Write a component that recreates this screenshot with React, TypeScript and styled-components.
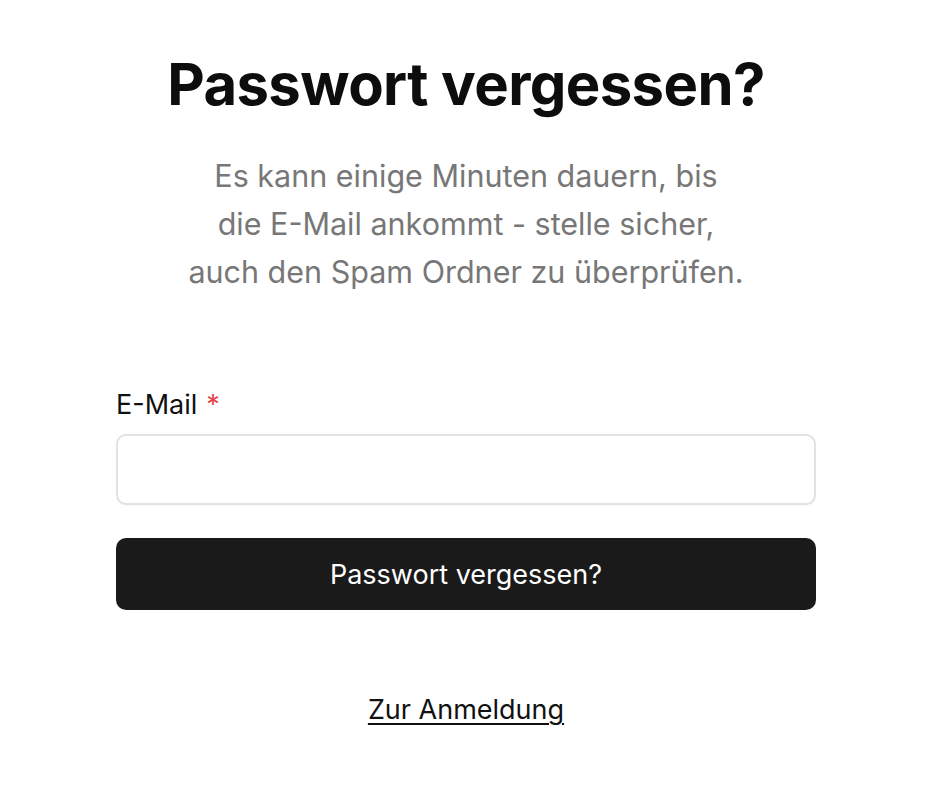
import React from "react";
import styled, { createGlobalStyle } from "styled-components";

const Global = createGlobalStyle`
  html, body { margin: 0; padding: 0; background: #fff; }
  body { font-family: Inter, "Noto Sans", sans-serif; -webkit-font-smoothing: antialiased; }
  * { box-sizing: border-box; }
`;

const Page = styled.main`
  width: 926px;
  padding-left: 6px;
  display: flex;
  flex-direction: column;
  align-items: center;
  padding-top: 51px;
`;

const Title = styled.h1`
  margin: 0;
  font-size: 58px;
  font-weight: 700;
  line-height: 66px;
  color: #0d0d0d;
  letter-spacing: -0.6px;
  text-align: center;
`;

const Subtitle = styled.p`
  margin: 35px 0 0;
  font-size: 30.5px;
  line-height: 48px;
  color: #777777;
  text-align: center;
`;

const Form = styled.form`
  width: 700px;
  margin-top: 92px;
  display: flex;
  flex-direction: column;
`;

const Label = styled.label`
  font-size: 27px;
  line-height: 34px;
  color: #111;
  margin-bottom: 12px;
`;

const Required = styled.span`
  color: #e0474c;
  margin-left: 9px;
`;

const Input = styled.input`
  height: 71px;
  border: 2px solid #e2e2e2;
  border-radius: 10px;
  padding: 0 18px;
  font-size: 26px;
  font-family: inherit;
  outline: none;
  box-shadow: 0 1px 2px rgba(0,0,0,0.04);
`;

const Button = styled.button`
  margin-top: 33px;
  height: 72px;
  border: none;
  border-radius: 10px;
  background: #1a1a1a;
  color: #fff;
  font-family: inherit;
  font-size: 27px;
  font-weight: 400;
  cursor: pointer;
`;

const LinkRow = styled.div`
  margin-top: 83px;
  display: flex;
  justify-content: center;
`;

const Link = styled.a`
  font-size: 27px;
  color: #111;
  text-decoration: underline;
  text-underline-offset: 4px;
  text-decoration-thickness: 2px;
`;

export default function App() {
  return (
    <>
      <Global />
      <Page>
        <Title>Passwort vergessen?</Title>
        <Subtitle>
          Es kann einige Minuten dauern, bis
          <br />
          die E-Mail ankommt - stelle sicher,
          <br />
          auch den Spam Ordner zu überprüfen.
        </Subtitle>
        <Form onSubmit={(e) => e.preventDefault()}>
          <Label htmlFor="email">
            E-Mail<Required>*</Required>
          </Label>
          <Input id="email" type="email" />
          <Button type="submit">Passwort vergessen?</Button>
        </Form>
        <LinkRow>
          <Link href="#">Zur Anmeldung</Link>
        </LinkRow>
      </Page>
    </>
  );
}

_Your instructions_
Write the full listing out again with every line unchanged, but include no pictures.

_Written response_
Write a component that recreates this screenshot with React, TypeScript and styled-components.
import React from "react";
import styled, { createGlobalStyle } from "styled-components";

const Global = createGlobalStyle`
  html, body { margin: 0; padding: 0; background: #fff; }
  body { font-family: Inter, "Noto Sans", sans-serif; -webkit-font-smoothing: antialiased; }
  * { box-sizing: border-box; }
`;

const Page = styled.main`
  width: 926px;
  padding-left: 6px;
  display: flex;
  flex-direction: column;
  align-items: center;
  padding-top: 51px;
`;

const Title = styled.h1`
  margin: 0;
  font-size: 58px;
  font-weight: 700;
  line-height: 66px;
  color: #0d0d0d;
  letter-spacing: -0.6px;
  text-align: center;
`;

const Subtitle = styled.p`
  margin: 35px 0 0;
  font-size: 30.5px;
  line-height: 48px;
  color: #777777;
  text-align: center;
`;

const Form = styled.form`
  width: 700px;
  margin-top: 92px;
  display: flex;
  flex-direction: column;
`;

const Label = styled.label`
  font-size: 27px;
  line-height: 34px;
  color: #111;
  margin-bottom: 12px;
`;

const Required = styled.span`
  color: #e0474c;
  margin-left: 9px;
`;

const Input = styled.input`
  height: 71px;
  border: 2px solid #e2e2e2;
  border-radius: 10px;
  padding: 0 18px;
  font-size: 26px;
  font-family: inherit;
  outline: none;
  box-shadow: 0 1px 2px rgba(0,0,0,0.04);
`;

const Button = styled.button`
  margin-top: 33px;
  height: 72px;
  border: none;
  border-radius: 10px;
  background: #1a1a1a;
  color: #fff;
  font-family: inherit;
  font-size: 27px;
  font-weight: 400;
  cursor: pointer;
`;

const LinkRow = styled.div`
  margin-top: 83px;
  display: flex;
  justify-content: center;
`;

const Link = styled.a`
  font-size: 27px;
  color: #111;
  text-decoration: underline;
  text-underline-offset: 4px;
  text-decoration-thickness: 2px;
`;

export default function App() {
  return (
    <>
      <Global />
      <Page>
        <Title>Passwort vergessen?</Title>
        <Subtitle>
          Es kann einige Minuten dauern, bis
          <br />
          die E-Mail ankommt - stelle sicher,
          <br />
          auch den Spam Ordner zu überprüfen.
        </Subtitle>
        <Form onSubmit={(e) => e.preventDefault()}>
          <Label htmlFor="email">
            E-Mail<Required>*</Required>
          </Label>
          <Input id="email" type="email" />
          <Button type="submit">Passwort vergessen?</Button>
        </Form>
        <LinkRow>
          <Link href="#">Zur Anmeldung</Link>
        </LinkRow>
      </Page>
    </>
  );
}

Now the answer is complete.